Goldwater Scholar Shwetha Mudalegundi

Shwetha Mudalegundi ’20 is a Goldwater Scholar for the 2019-2020 academic year.
goldwater scholar
The prestigious research-focused award centered on the sciences gives recipients $7,500 per year to complete their undergraduate education. 

This isn’t the first time Shwetha Mudalegundi ’20 applied for a Goldwater Scholarship. Last year, she received an honorable mention, but this year she is one of two University of Miami students who received a Goldwater Scholarship for the 2019-2020 academic year. The prestigious research-focused award centered on the sciences gives recipients $7,500 per year to complete their undergraduate education. Shwetha is a junior with dual-degrees in Neuroscience and Public Health. A&S News met up with Shwetha to talk about what type of research she’s working on at UM and what it means to be a Goldwater Scholar. 

A&S News: How excited are you to be a Goldwater Scholar?

Shwetha: I received an honorable mention last year, but I applied again and got it! My parents were super excited. I know this recognition will stay with me forever. I can’t thank my parents enough for their support in my endeavors and through this crazy application process.

A&S News: Where are you from?

Shwetha: My parents are immigrants from India, and my older brother was born in India. I was born in Alabama and stayed there for about 12 years before my family moved to Atlanta, Georgia.

A&S News: What do you love most about the University of Miami?  

Shwetha: I applied to a broad reach of schools, but in the end, I was left with two choices: the University of Pittsburg and the University of Miami. To me, Pittsburg seemed so dreary compared to Miami, so when I came down to visit UM, I fell in love with the campus and the atmosphere. Plus, UM is known as a research institution and that’s awesome. UM also makes it easy for you to do what you want while you’re here. My dual degree is a great example of that.

A&S News: What type of research are you conducting at UM?

Shwetha: I conduct research with Dr. Roberta Brambilla at The Miami Project to Cure Paralysis. The research I conduct in her lab deals with multiple sclerosis (MS); I work on a mouse model and started back when I was a freshman. Our research focuses on neurogenerative diseases. We study a specific receptor in the mice by knocking it out or over-expressing it.
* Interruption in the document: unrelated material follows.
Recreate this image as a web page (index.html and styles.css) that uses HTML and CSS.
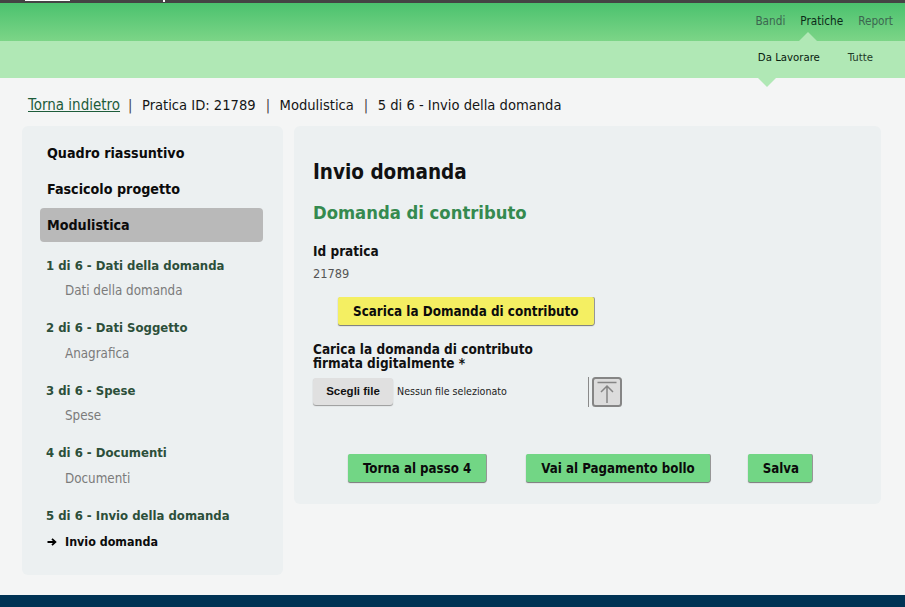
FILE: index.html
```html
<!DOCTYPE html>
<html lang="it">
<head>
<meta charset="UTF-8">
<title>Invio domanda</title>
<link rel="stylesheet" href="styles.css">
</head>
<body>

<div class="topbar">
  <span class="topbar-tab"></span>
  <span class="topbar-mark"></span>
</div>

<div class="nav">
  <a class="nav-link" href="#">Bandi</a>
  <a class="nav-link nav-active" href="#">Pratiche</a>
  <a class="nav-link" href="#">Report</a>
</div>

<div class="subnav">
  <a class="subnav-link subnav-active" href="#">Da Lavorare</a>
  <a class="subnav-link" href="#">Tutte</a>
</div>

<div class="crumbs">
  <a class="crumb-back" href="#">Torna indietro</a>
  <span class="crumb-sep">|</span>
  <span>Pratica ID: 21789</span>
  <span class="crumb-sep">|</span>
  <span>Modulistica</span>
  <span class="crumb-sep">|</span>
  <span>5 di 6 - Invio della domanda</span>
</div>

<div class="columns">
  <div class="side">
    <a class="side-top" href="#">Quadro riassuntivo</a>
    <a class="side-top" href="#">Fascicolo progetto</a>
    <a class="side-top side-current" href="#">Modulistica</a>

    <div class="step step-first">1 di 6 - Dati della domanda</div>
    <div class="substep">Dati della domanda</div>
    <div class="step">2 di 6 - Dati Soggetto</div>
    <div class="substep">Anagrafica</div>
    <div class="step">3 di 6 - Spese</div>
    <div class="substep">Spese</div>
    <div class="step">4 di 6 - Documenti</div>
    <div class="substep">Documenti</div>
    <div class="step">5 di 6 - Invio della domanda</div>
    <div class="substep substep-current">
      <svg class="substep-arrow" width="10" height="10" viewBox="0 0 10 10"><path d="M0.5 5H8M5 1.8L8.4 5L5 8.2" fill="none" stroke="#000" stroke-width="1.8"/></svg>
      Invio domanda
    </div>
  </div>

  <div class="main">
    <h1 class="main-title">Invio domanda</h1>
    <h2 class="main-sub">Domanda di contributo</h2>

    <div class="field-label">Id pratica</div>
    <div class="field-value">21789</div>

    <a class="btn btn-yellow" href="#">Scarica la Domanda di contributo</a>

    <div class="upload-label">Carica la domanda di contributo<br>firmata digitalmente *</div>
    <div class="upload-row">
      <span class="file-btn">Scegli file</span>
      <span class="file-name">Nessun file selezionato</span>
      <span class="upload-rule"></span>
      <svg class="upload-icon" width="30" height="30" viewBox="0 0 30 30">
        <rect x="1" y="1" width="28" height="28" rx="2.5" fill="#dcdcdc" stroke="#858585" stroke-width="2"/>
        <path d="M5.5 5.5H24.5" stroke="#858585" stroke-width="1.5"/>
        <path d="M15 26V9M9 15L15 9L21 15" fill="none" stroke="#858585" stroke-width="1.5"/>
      </svg>
    </div>

    <div class="actions">
      <a class="btn btn-green btn-back" href="#">Torna al passo 4</a>
      <a class="btn btn-green btn-next" href="#">Vai al Pagamento bollo</a>
      <a class="btn btn-green btn-save" href="#">Salva</a>
    </div>
  </div>
</div>

<div class="footer"></div>

</body>
</html>
```

FILE: styles.css
```css
body {
	margin: 0;
	height: 607px;
	overflow: hidden;
	background: #f4f5f5;
	font-family: "DejaVu Sans", Verdana, sans-serif;
	font-stretch: condensed;
	font-size: 14px;
	color: #111;
}
a {
	color: inherit;
	text-decoration: none;
}

/* top strip */
.topbar {
	display: flex;
	height: 3px;
	background: #444;
}
.topbar-tab {
	width: 45px;
	height: 1px;
	margin-left: 25px;
	background: #fff;
}
.topbar-mark {
	width: 2px;
	height: 2px;
	margin-left: 93px;
	background: #fff;
}

/* main nav */
.nav {
	display: flex;
	justify-content: flex-end;
	gap: 15px;
	height: 38px;
	padding: 11px 12px 0 0;
	box-sizing: border-box;
	background: linear-gradient(#4bc26e, #7cd587);
}
.nav-link {
	position: relative;
	font-size: 11.7px;
	color: #3c6650;
}
.nav-active {
	color: #0b2a18;
}
.nav-active:after {
	content: "";
	position: absolute;
	left: -1px;
	top: 18px;
	border: 9px solid transparent;
	border-top: 0;
	border-bottom-color: #b0e8b5;
}

.subnav {
	display: flex;
	justify-content: flex-end;
	gap: 27px;
	height: 37px;
	padding: 10px 32px 0 0;
	box-sizing: border-box;
	background: #b0e8b5;
}
.subnav-link {
	position: relative;
	font-size: 11.3px;
	color: #1f3a28;
}
.subnav-active {
	margin-right: 1px;
	color: #08200f;
}
.subnav-active:after {
	content: "";
	position: absolute;
	left: 0;
	top: 27px;
	border: 9px solid transparent;
	border-bottom: 0;
	border-top-color: #b0e8b5;
}

/* breadcrumb */
.crumbs {
	display: flex;
	height: 48px;
	padding: 18px 0 0 28px;
	box-sizing: border-box;
	font-size: 14.6px;
	line-height: 18px;
	color: #151515;
}
.crumb-back {
	margin-right: -2px;
	font-size: 15px;
	color: #1d5c3a;
	text-decoration: underline;
}
.crumb-sep {
	margin: 0 9.5px 0 10px;
	color: #444;
}

/* columns */
.columns {
	display: flex;
	align-items: flex-start;
	gap: 11px;
	padding-left: 22px;
}

.side {
	width: 261px;
	height: 449px;
	padding: 10px 20px 0 18px;
	box-sizing: border-box;
	background: #ecf0f1;
	border-radius: 6px;
}
.side-top {
	display: block;
	height: 34px;
	margin-bottom: 2px;
	padding-left: 7px;
	font-size: 14.2px;
	font-weight: bold;
	line-height: 34px;
	color: #0b0b0b;
}
.side-current {
	background: #b9b9b9;
	border-radius: 4px;
}
.step {
	margin-top: 16.9px;
	padding-left: 6px;
	font-size: 13px;
	font-weight: bold;
	line-height: 20px;
	color: #2c4f3a;
}
.step-first {
	margin-top: 13.7px;
}
.substep {
	display: flex;
	align-items: center;
	margin-top: 5.6px;
	padding-left: 25px;
	font-size: 13.3px;
	line-height: 20px;
	color: #7b7b7b;
}
.substep-current {
	padding-left: 7px;
	margin-top: 6px;
	font-size: 12.4px;
	font-weight: bold;
	color: #0b0b0b;
}
.substep-arrow {
	margin-right: 8px;
}

.main {
	width: 587px;
	height: 378px;
	padding: 31px 0 0 19px;
	box-sizing: border-box;
	background: #ecf0f1;
	border-radius: 6px;
}
.main-title {
	margin: 0;
	font-size: 20.5px;
	font-weight: bold;
	line-height: 30px;
	color: #111;
}
.main-sub {
	margin: 13px 0 0;
	font-size: 18.3px;
	font-weight: bold;
	line-height: 26px;
	color: #358a4f;
}
.field-label {
	margin-top: 15px;
	font-size: 13.5px;
	font-weight: bold;
	line-height: 20px;
}
.field-value {
	margin-top: 4px;
	font-size: 12.7px;
	line-height: 18px;
	color: #555;
}

.btn {
	display: inline-block;
	box-sizing: border-box;
	height: 28px;
	padding: 0 15px;
	font-size: 13.2px;
	font-weight: bold;
	line-height: 30px;
	color: #0b0b0b;
	border-radius: 2px;
	box-shadow: 0 1px 1px #777, 1px 0 0 #999;
}
.btn-yellow {
	margin: 14px 0 0 25px;
	padding-left: 15px;
	font-size: 13.35px;
	background: #f4ef62;
}
.btn-green {
	background: #72d685;
}

.upload-label {
	margin-top: 17px;
	font-size: 13.5px;
	font-weight: bold;
	line-height: 14px;
}
.upload-row {
	display: flex;
	align-items: flex-start;
	margin-top: 7px;
	height: 30px;
}
.file-btn {
	width: 80px;
	height: 27px;
	margin-top: 1px;
	box-sizing: border-box;
	font-family: "Liberation Sans", Arial, sans-serif;
	font-size: 11.5px;
	font-weight: bold;
	line-height: 27px;
	text-align: center;
	background: #e0e0e0;
	border-radius: 3px;
	box-shadow: 0 1px 1px #999;
}
.file-name {
	width: 191px;
	margin: 1px 0 0 4px;
	font-size: 10.6px;
	line-height: 27px;
	color: #222;
}
.upload-rule {
	width: 1px;
	height: 30px;
	background: #8a8a8a;
}
.upload-icon {
	margin-left: 3px;
}

.actions {
	display: flex;
	margin: 47px 0 0 35px;
}
.btn-back {
	margin-right: 40px;
}
.btn-next {
	margin-right: 38px;
}
.btn-save {
	padding-right: 13px;
}

.footer {
	position: absolute;
	left: 0;
	right: 0;
	top: 595px;
	height: 12px;
	background: #003354;
}
```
This relates to the human condition, as that receptor could be a therapeutic target that works directly in the MS pathway.

A&S News: When it comes to science, what fascinates you the most?

Shwetha: Scientific investigation, asking questions, and finding the answers to those questions is so appealing to me, which is why I participated in science fairs all through high school! I also love presenting and breaking down the research for people. I think it’s amazing that anyone can contribute to research at such a young age because, at the end of the day, it is all about what questions you want to be answered and about using your skillsets to answer them. For the record, I need to thank my post-doc mentor, Placido Iliano, who has a chemistry background and got into neuroscience, for everything. I’ve learned so much from him.

A&S News: If you could meet one famous person, alive or dead, who would it be?

Shwetha: Ruth Bader Ginsburg.

A&S News: What’s your favorite movie?

Shwetha: My favorite movie is “On the Basis of Sex,” which is a film inspired by the true story of Ruth Bader Ginsburg when she was at Harvard. That movie inspired me. She paved the way for women trying to make something of themselves in careers historically dominated by men.

A&S News: What advice would you give to young women in STEM?

Shwetha: Always try your best and if you keep putting in the work there will be a time when it will be fruitful. I love this quote: “It’s a privilege to be exhausted doing something you love.” Ken Jeong said that when he came to UM a few weeks ago, and it just stuck with me. To me, it means that if you’re working at something you love to do every day, the successes will come with time.